* [YOUR GOAL] Do not repeat pictures. Repeat exactly the lines of the listing below from its first line through the line with "let progress = $state(3);".
╔══
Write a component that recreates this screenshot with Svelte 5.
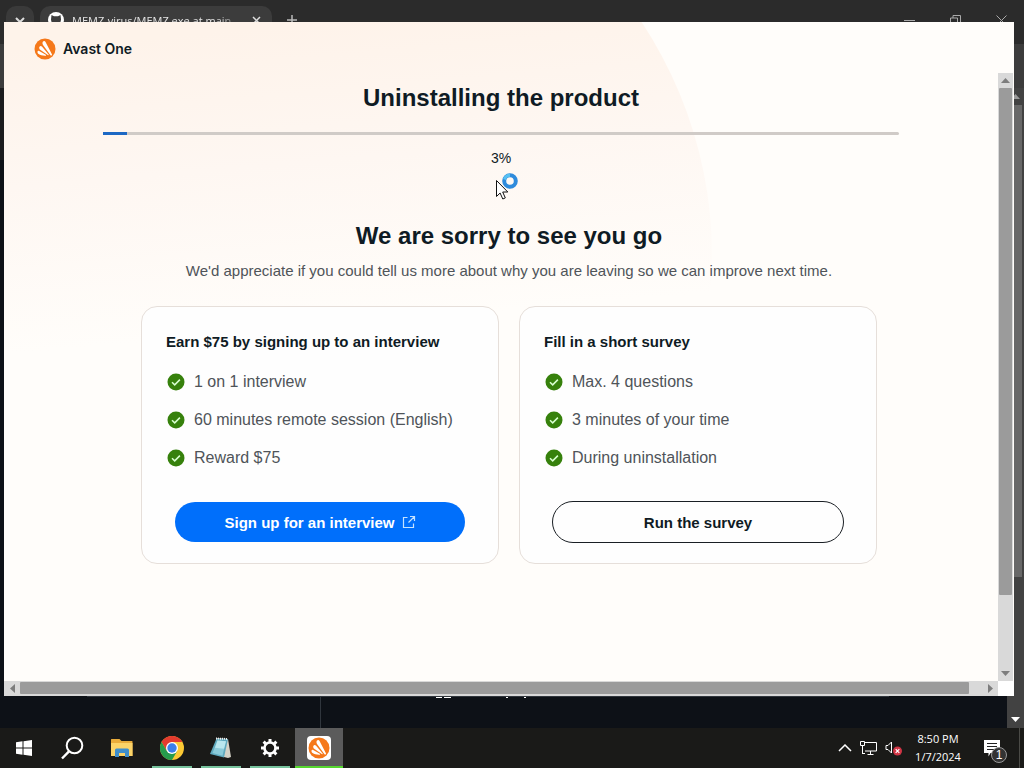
<script>
    let progress = $state(3);

    const cards = [
        {
            title: "Earn $75 by signing up to an interview",
            items: [
                "1 on 1 interview",
                "60 minutes remote session (English)",
                "Reward $75",
            ],
            action: "Sign up for an interview",
            primary: true,
        },
        {
            title: "Fill in a short survey",
            items: [
                "Max. 4 questions",
                "3 minutes of your time",
                "During uninstallation",
            ],
            action: "Run the survey",
            primary: false,
        },
    ];
</script>

{#snippet avastMark(size)}
    <svg width={size} height={size} viewBox="0 0 22 22" aria-hidden="true">
        <circle cx="11" cy="11" r="10.5" fill="#f5781a" />
        <path d="M9 3.600C9.600 2.700 10.900 2.800 11.400 3.700L17.900 16.200C18.300 17.200 17.300 18 16.500 17.200L9.200 7.300C8.300 6 8.300 4.600 9 3.600Z" fill="#fff" />
        <path d="M5.500 8.700C6.100 7.800 7.100 7.800 7.900 8.600L14.600 16.400C14.900 17.100 14.400 17.500 13.800 17.100L6.200 11.800C5.200 10.900 4.900 9.700 5.500 8.700Z" fill="#fff" />
        <path d="M3.600 13.300C3.900 12.600 4.600 12.600 5.200 12.900L11.800 16.700C12.400 17.200 12.100 17.800 11.500 17.800C8.700 17.900 6.300 17.300 4.600 16.100C3.600 15.300 3.300 14.200 3.600 13.300Z" fill="#fff" />
    </svg>
{/snippet}

<div class="screen">
    <main class="desktop">
        <div class="browser">
            <div class="tab-strip">
                <button class="tab-search" aria-label="Search tabs">
                    <svg width="10" height="7" viewBox="0 0 10 7"><path d="M1 1l4 4 4-4" fill="none" stroke="#ddd" stroke-width="2" /></svg>
                </button>
                <div class="tab">
                    <svg width="16" height="16" viewBox="0 0 16 16" aria-hidden="true">
                        <circle cx="8" cy="8" r="8" fill="#fff" />
                        <path d="M3.500 3l2.500 1.300h4L12.500 3l.5 4.500c0 3-2 4.500-5 4.500S3 10.500 3 7.500Z" fill="#3c3c3c" />
                    </svg>
                    <span class="tab-title">MEMZ-virus/MEMZ.exe at main</span>
                    <button class="tab-close" aria-label="Close tab">
                        <svg width="9" height="9" viewBox="0 0 9 9"><path d="M1 1l7 7M8 1L1 8" stroke="#ddd" stroke-width="1.500" /></svg>
                    </button>
                </div>
                <button class="new-tab" aria-label="New tab">
                    <svg width="12" height="12" viewBox="0 0 12 12"><path d="M6 1v10M1 6h10" stroke="#bbb" stroke-width="1.500" /></svg>
                </button>
                <div class="window-buttons">
                    <button aria-label="Minimize">
                        <svg width="11" height="11" viewBox="0 0 11 11"><path d="M0 5.500h11" stroke="#aaa" /></svg>
                    </button>
                    <button aria-label="Restore">
                        <svg width="11" height="11" viewBox="0 0 11 11"><path d="M.5 3h7v7.500h-7ZM3 3V.5h7.500V8H8" fill="none" stroke="#aaa" /></svg>
                    </button>
                    <button aria-label="Close">
                        <svg width="11" height="11" viewBox="0 0 11 11"><path d="M.5.5l10 10M10.500.5l-10 10" stroke="#aaa" /></svg>
                    </button>
                </div>
            </div>
            <div class="toolbar"></div>
            <div class="page">
                <div class="page-header"></div>
                <div class="page-body">
                    <div class="page-rule"></div>
                    <div class="repo-footer">
                        <svg width="92" height="2" viewBox="0 0 92 2" aria-hidden="true">
                            <path d="M0 .5h6M8 .5h7M70 .5h2M88 .5h2" stroke="#fff" />
                        </svg>
                    </div>
                </div>
                <div class="page-scroll">
                    <svg width="9" height="5" viewBox="0 0 9 5" aria-hidden="true"><path d="M0 5h9L4.500 0Z" fill="#999" /></svg>
                    <div class="page-thumb"></div>
                    <svg width="9" height="5" viewBox="0 0 9 5" aria-hidden="true"><path d="M0 0h9L4.500 5Z" fill="#fff" /></svg>
                </div>
            </div>
        </div>

        <section class="app-window">
            <div class="glow"></div>
            <header class="title-bar">
                {@render avastMark(22)}
                <span>Avast One</span>
            </header>

            <div class="viewport">
                <div class="progress-block">
                    <h1>Uninstalling the product</h1>
                    <div
                        class="progress"
                        role="progressbar"
                        aria-label="Uninstalling the product"
                        aria-valuenow={progress}
                        aria-valuemin="0"
                        aria-valuemax="100"
                    >
                        <div class="progress-fill" style="width: {progress}%"></div>
                    </div>
                    <p class="percent">{progress}%</p>
                    <svg class="pointer" width="24" height="28" viewBox="0 0 24 28" aria-hidden="true">
                        <circle cx="15" cy="9" r="5.800" fill="none" stroke="#2f8bdc" stroke-width="4" />
                        <path d="M9.500 7.500A5.800 5.800 0 0 1 15 3.200" fill="none" stroke="#57c0f2" stroke-width="3" />
                        <path d="M1.500 8.500v16l3.600-3.500 2.700 6 2.500-1.100-2.600-5.900h5.100Z" fill="#fff" stroke="#111" />
                    </svg>
                </div>

                <div class="feedback">
                    <h2>We are sorry to see you go</h2>
                    <p class="lead">
                        We'd appreciate if you could tell us more about why you are leaving so we can improve next time.
                    </p>
                    <div class="cards">
                        {#each cards as card}
                            <article class="card">
                                <h3>{card.title}</h3>
                                <ul>
                                    {#each card.items as item}
                                        <li>
                                            <svg width="18" height="18" viewBox="0 0 18 18" aria-hidden="true">
                                                <circle cx="9" cy="9" r="8.500" fill="#36810c" />
                                                <path d="M5 9.300l2.700 2.600 5.200-5.300" fill="none" stroke="#d8ffd0" stroke-width="1.500" />
                                            </svg>
                                            {item}
                                        </li>
                                    {/each}
                                </ul>
                                <button class="action" class:primary={card.primary}>
                                    {card.action}
                                    {#if card.primary}
                                        <svg width="14" height="14" viewBox="0 0 14 14" aria-hidden="true">
                                            <path d="M5.500 2.500H1.500v10h10V8.500M8 1.500h4.500V6M12.500 1.500L6.500 7.500" fill="none" stroke="#c4e2ff" stroke-width="1.200" />
                                        </svg>
                                    {/if}
                                </button>
                            </article>
                        {/each}
                    </div>
                </div>
            </div>

            <div class="scroll-y">
                <button aria-label="Scroll up">
                    <svg width="9" height="5" viewBox="0 0 9 5"><path d="M0 5h9L4.500 0Z" fill="#7d7d7d" /></svg>
                </button>
                <div class="track"><div class="thumb"></div></div>
                <button aria-label="Scroll down">
                    <svg width="9" height="5" viewBox="0 0 9 5"><path d="M0 0h9L4.500 5Z" fill="#7d7d7d" /></svg>
                </button>
            </div>
            <div class="scroll-x">
                <button aria-label="Scroll left">
                    <svg width="5" height="9" viewBox="0 0 5 9"><path d="M5 0v9L0 4.500Z" fill="#7d7d7d" /></svg>
                </button>
                <div class="track"><div class="thumb"></div></div>
                <button aria-label="Scroll right">
                    <svg width="5" height="9" viewBox="0 0 5 9"><path d="M0 0v9L5 4.500Z" fill="#7d7d7d" /></svg>
                </button>
            </div>
            <div class="corner"></div>
        </section>
    </main>

    <footer class="taskbar">
        <button aria-label="Start">
            <svg width="16" height="16" viewBox="0 0 16 16"><path d="M0 2.200l6.500-.9v6.200H0ZM7.500 1.200L16 0v7.500H7.500ZM0 8.500h6.500v6.200L0 13.800ZM7.500 8.500H16V16l-8.500-1.200Z" fill="#fff" /></svg>
        </button>
        <button aria-label="Search">
            <svg width="24" height="24" viewBox="0 0 24 24"><circle cx="13.500" cy="9.500" r="7.800" fill="none" stroke="#fff" stroke-width="2" /><path d="M8 15.300L1 22.500" stroke="#fff" stroke-width="2.400" /></svg>
        </button>
        <button aria-label="File Explorer">
            <svg width="22" height="20" viewBox="0 0 22 20">
                <path d="M0 1.500Q0 1 .5 1h8l2 2H21q.5 0 .5.500V18H0Z" fill="#e9ac3b" />
                <path d="M0 5h21.500v13H0Z" fill="#fbd368" />
                <path d="M4 19v-7q0-1.500 1.500-1.500h11q1.500 0 1.500 1.500v7h-4v-4H8v4Z" fill="#3f8ecb" />
            </svg>
        </button>
        <button class="running" aria-label="Google Chrome">
            <svg width="24" height="24" viewBox="0 0 24 24">
                <circle cx="12" cy="12" r="12" fill="#fcc934" />
                <path d="M12 6h10.400A12 12 0 0 0 1.600 6l5.200 9Z" fill="#e33b2e" />
                <path d="M1.600 6A12 12 0 0 0 12 24l5.200-9L12 17.500 6.800 15Z" fill="#269c4c" />
                <circle cx="12" cy="12" r="6" fill="#fff" />
                <circle cx="12" cy="12" r="4.700" fill="#3b7fea" />
            </svg>
        </button>
        <button class="running" aria-label="Notepad">
            <svg width="24" height="24" viewBox="0 0 24 24">
                <path d="M7 2l12 1 3 18-3 1-4-1Z" fill="#d5d2c6" />
                <path d="M7.500 2.500L19 3l-4 18.500L1 18Z" fill="#5fa9bd" />
                <path d="M8.500 4.500l8.500.7-3.500 14.500L3.500 17Z" fill="#8bcbd9" />
                <path d="M8.500 4.500l8.500.7-2 7.500-9-1Z" fill="#b9e7ee" />
                <path d="M7 2.500l12 .5" stroke="#eee" stroke-width="2" stroke-dasharray="1 1" />
            </svg>
        </button>
        <button class="running" aria-label="Settings">
            <svg width="20" height="20" viewBox="0 0 20 20">
                <circle cx="10" cy="10" r="5.500" fill="none" stroke="#fff" stroke-width="2.600" />
                <path d="M10 1v3.500M10 15.500V19M1 10h3.500M15.500 10H19M3.600 3.600l2.400 2.400M14 14l2.400 2.400M3.600 16.400L6 14M14 6l2.400-2.400" stroke="#fff" stroke-width="3" />
            </svg>
        </button>
        <button class="running active" aria-label="Avast One">
            <span class="app-tile">{@render avastMark(22)}</span>
        </button>

        <div class="tray">
            <button aria-label="Show hidden icons">
                <svg width="14" height="8" viewBox="0 0 14 8"><path d="M1 7l6-6 6 6" fill="none" stroke="#fff" stroke-width="1.500" /></svg>
            </button>
            <button aria-label="Network">
                <svg width="17" height="14" viewBox="0 0 17 14"><path d="M5 1.500h11.500v8.500H5M.5.500h4v4h-4ZM2.500 4.500v8M2 12.500h3M10.500 10v3M7.500 13.500h6" fill="none" stroke="#fff" /></svg>
            </button>
            <button aria-label="Volume muted">
                <svg width="18" height="16" viewBox="0 0 18 16">
                    <path d="M1 5.500h2l3.500-3.500v11L3 9.500H1Z" fill="none" stroke="#fff" />
                    <circle cx="12.500" cy="11" r="4.500" fill="#d13545" />
                    <path d="M10.700 9.200l3.600 3.600M14.300 9.200l-3.600 3.600" stroke="#fff" stroke-width="1.200" />
                </svg>
            </button>
            <div class="clock">
                <time>8:50 PM</time>
                <time>1/7/2024</time>
            </div>
            <button class="notifications" aria-label="1 new notification">
                <svg width="17" height="17" viewBox="0 0 17 17"><path d="M0 0h16v13H6.500L4.500 16.500V13H0Z" fill="#fff" /><path d="M3 3.500h10M3 6.500h10M3 9.500h7" stroke="#222" /></svg>
                <span class="badge">1</span>
            </button>
        </div>
    </footer>
</div>

<style>
    :global(body) {
        margin: 0;
        background: #0d1117;
    }

    .screen {
        display: flex;
        flex-direction: column;
        min-height: 100vh;
        font-family: "Liberation Sans", Arial, sans-serif;
        color: #0f1b24;
    }

    button {
        display: flex;
        align-items: center;
        justify-content: center;
        padding: 0;
        border: 0;
        background: none;
        font-family: inherit;
    }

    h1,
    h2,
    h3,
    p,
    ul {
        margin: 0;
        padding: 0;
    }

    .desktop {
        flex: 1;
        display: grid;
        grid-template-columns: minmax(0, 1fr);
        overflow: hidden;
    }

    .browser,
    .app-window {
        grid-area: 1 / 1;
    }

    /* browser behind the uninstaller */
    .browser {
        display: flex;
        flex-direction: column;
        background: #2b2b2b;
    }

    .tab-strip {
        display: flex;
        height: 44px;
        padding: 6px 0 0 6px;
        box-sizing: border-box;
    }

    .tab-search {
        width: 28px;
        height: 28px;
        border-radius: 10px;
        background: #3a3a3a;
    }

    .tab {
        display: flex;
        align-items: center;
        gap: 8px;
        width: 232px;
        height: 28px;
        margin-left: 6px;
        padding: 0 10px 0 8px;
        box-sizing: border-box;
        border-radius: 10px 10px 0 0;
        background: #3c3c3c;
        color: #e3e3e3;
        font-family: "Open Sans", sans-serif;
        font-size: 11px;
    }

    .tab-title {
        flex: 1;
        overflow: hidden;
        white-space: nowrap;
        mask-image: linear-gradient(90deg, #000 85%, transparent);
    }

    .tab-close {
        width: 12px;
    }

    .new-tab {
        width: 40px;
        height: 28px;
    }

    .window-buttons {
        display: flex;
        height: 28px;
        margin-left: auto;
    }

    .window-buttons button {
        width: 46px;
    }

    .toolbar {
        height: 44px;
        background: #3c3c3c;
    }

    .page {
        flex: 1;
        display: grid;
        grid-template-columns: 1fr 17px;
        grid-template-rows: 72px 1fr;
        background: #0d1117;
    }

    .page-header {
        background: #1c1c1e;
    }

    .page-body {
        grid-row: 2;
        display: flex;
        flex-direction: column;
        justify-content: flex-end;
    }

    .repo-footer {
        height: 31px;
        margin-left: 320px;
        padding-left: 115px;
        border-left: 1px solid #30363d;
    }

    .repo-footer svg {
        display: block;
    }

    .page-rule {
        height: 1px;
        margin: 0 118px 0 87px;
        background: #30363d;
    }

    .page-scroll {
        grid-column: 2;
        grid-row: 1 / 3;
        display: flex;
        flex-direction: column;
        align-items: center;
        gap: 6px;
        padding: 6px 0;
        background: #424242;
    }

    .page-thumb {
        flex: 1;
        width: 13px;
        margin-bottom: 134px;
        background: #686868;
    }

    /* uninstaller window */
    .app-window {
        position: relative;
        display: grid;
        grid-template-columns: minmax(0, 1fr) 16px;
        grid-template-rows: 51px 1fr 15px;
        margin: 22px 10px 32px 4px;
        overflow: hidden;
        background: #fffdfa;
    }

    .glow {
        position: absolute;
        top: -190px;
        left: -140px;
        width: 848px;
        height: 848px;
        border-radius: 50%;
        background: linear-gradient(175deg, #fef3ea 25%, #fef7f2 40%, #fffdfa 58%);
    }

    .title-bar {
        position: relative;
        grid-column: 1 / 3;
        display: flex;
        align-items: center;
        gap: 7px;
        padding: 2px 30px 0;
        font-family: Inter, sans-serif;
        font-size: 14px;
        font-weight: 600;
    }

    .viewport {
        position: relative;
        overflow: hidden;
    }

    .progress-block {
        position: relative;
        text-align: center;
    }

    h1,
    h2 {
        font-size: 24px;
        line-height: 32px;
    }

    h1 {
        padding-top: 9px;
    }

    .progress {
        width: 80%;
        height: 3px;
        margin: 18px auto 0;
        border-radius: 2px;
        background: #d0cbc7;
    }

    .progress-fill {
        height: 100%;
        background: #1d68c4;
    }

    .percent {
        margin-top: 13px;
        font-size: 14px;
        line-height: 20px;
    }

    .pointer {
        position: absolute;
        top: 99px;
        left: calc(50% - 6px);
    }

    .feedback {
        /* the form is laid out wider than the visible area */
        width: calc(100% + 16px);
        margin-top: 52px;
        text-align: center;
    }

    .lead {
        margin-top: 8px;
        font-size: 15px;
        line-height: 22px;
        color: #4f5459;
    }

    .cards {
        display: flex;
        justify-content: center;
        gap: 20px;
        margin-top: 24px;
    }

    .card {
        flex: 0 1 358px;
        box-sizing: border-box;
        padding: 24px 24px 20px;
        border: 1px solid #e6dfda;
        border-radius: 16px;
        background: #fefefe;
        text-align: left;
    }

    h3 {
        font-size: 15px;
        line-height: 22px;
    }

    ul {
        display: flex;
        flex-direction: column;
        gap: 16px;
        margin-top: 18px;
        list-style: none;
    }

    li {
        display: flex;
        align-items: center;
        gap: 9px;
        padding-left: 1px;
        font-size: 16px;
        line-height: 22px;
        color: #4f5459;
    }

    .action {
        gap: 7px;
        width: 292px;
        max-width: 100%;
        height: 42px;
        margin: 32px auto 0;
        border: 1px solid #1a1f24;
        border-radius: 21px;
        color: #0f1b24;
        font-size: 15px;
        font-weight: 700;
    }

    .action.primary {
        border-color: transparent;
        background: #006ffb;
        background-clip: padding-box;
        color: #fff;
    }

    .scroll-y,
    .scroll-x {
        position: relative;
        display: flex;
        background: #d9d9d9;
    }

    .scroll-y {
        flex-direction: column;
        margin-right: 1px;
    }

    .scroll-y button {
        height: 15px;
    }

    .scroll-x button {
        width: 16px;
    }

    .track {
        flex: 1;
        display: flex;
    }

    .thumb {
        border-radius: 1px;
        background: #9b9b9b;
    }

    .scroll-y .thumb {
        width: 13px;
        height: calc(100% - 71px);
        margin: 0 1px;
    }

    .scroll-x .thumb {
        width: calc(100% - 13px);
        height: 12px;
        margin: 1px 0;
    }

    .corner {
        position: relative;
        background: #fff;
    }

    /* taskbar */
    .taskbar {
        display: flex;
        gap: 1px;
        height: 40px;
        background: #1a1a18;
        color: #fff;
    }

    .taskbar > button {
        width: 48px;
        border-top: 2px solid transparent;
        border-bottom: 2px solid transparent;
    }

    .taskbar > .running {
        background: linear-gradient(#76c29c, #76c29c) center bottom / 40px 2px no-repeat border-box;
    }

    .taskbar > button:nth-child(3) {
        margin-right: 1px;
    }

    .taskbar > .active {
        background: #5b5b5b;
        border-top-color: #5b5b5b;
        border-bottom-color: #55d62f;
    }

    .app-tile {
        display: flex;
        padding: 1px;
        border-radius: 4px;
        background: #fff;
    }

    .tray {
        display: flex;
        align-items: center;
        gap: 8px;
        margin-left: auto;
        margin-right: 4px;
        border-right: 1px solid #4a4a46;
    }

    .clock {
        display: flex;
        flex-direction: column;
        align-items: center;
        width: 54px;
        font-family: "Open Sans", sans-serif;
        font-size: 11px;
        line-height: 18px;
    }

    .notifications {
        position: relative;
        width: 38px;
        height: 40px;
        margin-right: 8px;
    }

    .badge {
        position: absolute;
        right: 4px;
        bottom: 5px;
        width: 14px;
        border: 1px solid #999;
        border-radius: 50%;
        background: #333;
        font-size: 12px;
        line-height: 14px;
        text-align: center;
        color: #fff;
    }
</style>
╚══
* [RESULT FOR THIS EXERCISE]
Write a component that recreates this screenshot with Svelte 5.
<script>
    let progress = $state(3);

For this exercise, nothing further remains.